= Ellen Levine =

American media executive (1943–2022)

Ellen Levine (born Ellen Rose Jacobson) (February 19, 1943 – November 6, 2022) was an American media executive. From 2006 to 2016, she served as the Editorial Director of Hearst Magazines, and served as a consultant to Hearst from January 2017. She was responsible for the launches of numerous successful magazines, including O: The Oprah Magazine and Food Network Magazine.

== Education ==
Levine was a graduate of Wellesley College. At Wellesley, Levine studied political science and was heavily involved with The Wellesley News, the college's student-produced newspaper. In 2005, Wellesley honored Levine with the Alumnae Achievement Award, the highest distinction possible for an alumna.

== Career ==
After graduating from Wellesley, Levine began her career in journalism at the Record in Hackensack, New Jersey. In 1994, Levine was named the first female editor-in-chief of Good Housekeeping magazine. In 2003, she was awarded the inaugural Media Award by the American College of Neuropsychopharmacology (ACNP) for her thoughtful inclusion of mental illness discussions in Good Housekeeping. While at Good Housekeeping, Levine also helped launch additional magazines under the Hearst banner, such as O, The Oprah Magazine and Food Network Magazine.
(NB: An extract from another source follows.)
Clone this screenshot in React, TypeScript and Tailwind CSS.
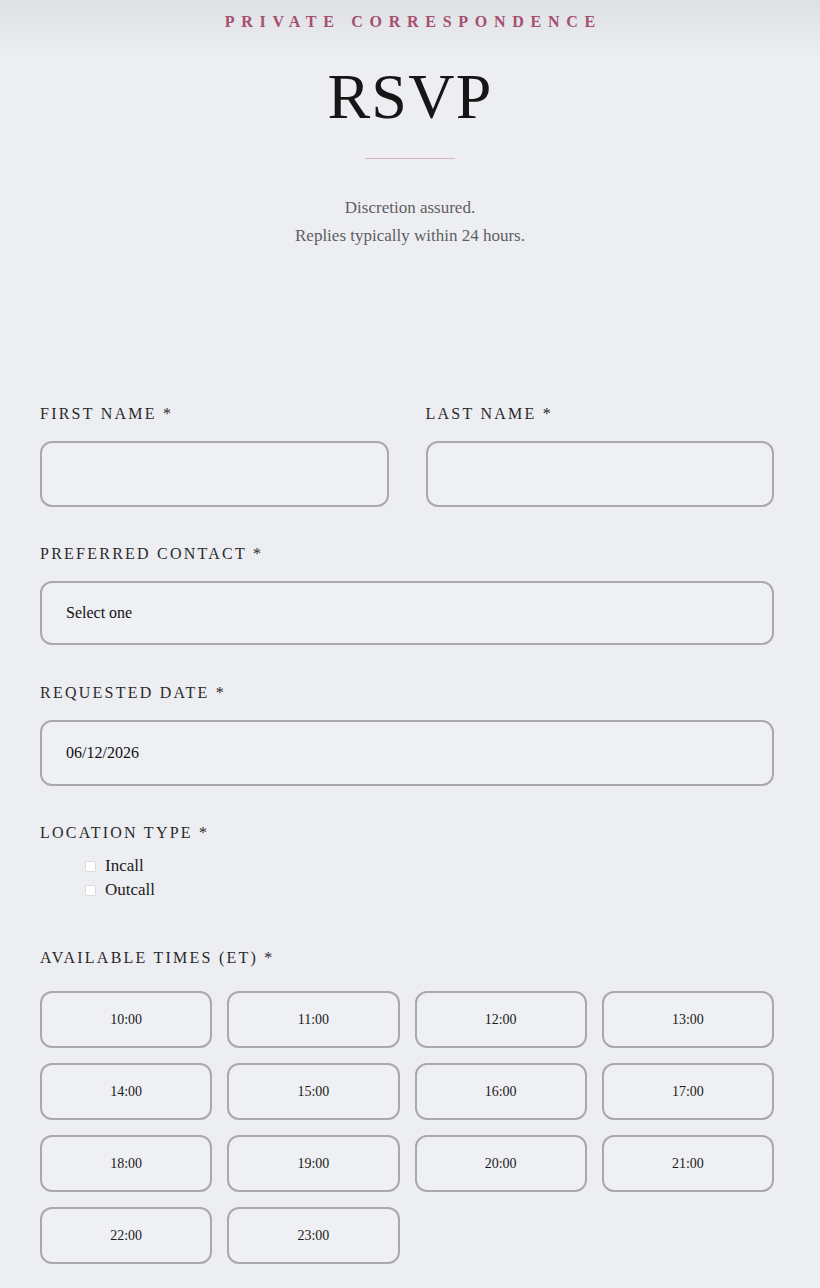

From 1976 to 1982, she was a senior editor at Cosmopolitan. Levine served as editor-in-chief of Woman's Day from 1982 to 1990, and as editor-in-chief of Redbook from 1990 to 1994.

Levine was President of the American Society of Magazine Editors from 1994 to 1996 and a member of the U.S. Attorney General's Commission on Pornography. For her work on the Commission, the Atlantic Coast Independent Distributors honored Levine for outstanding defense of the First Amendment.

== Personal life ==
Levine and her husband Richard had two sons and resided in New York.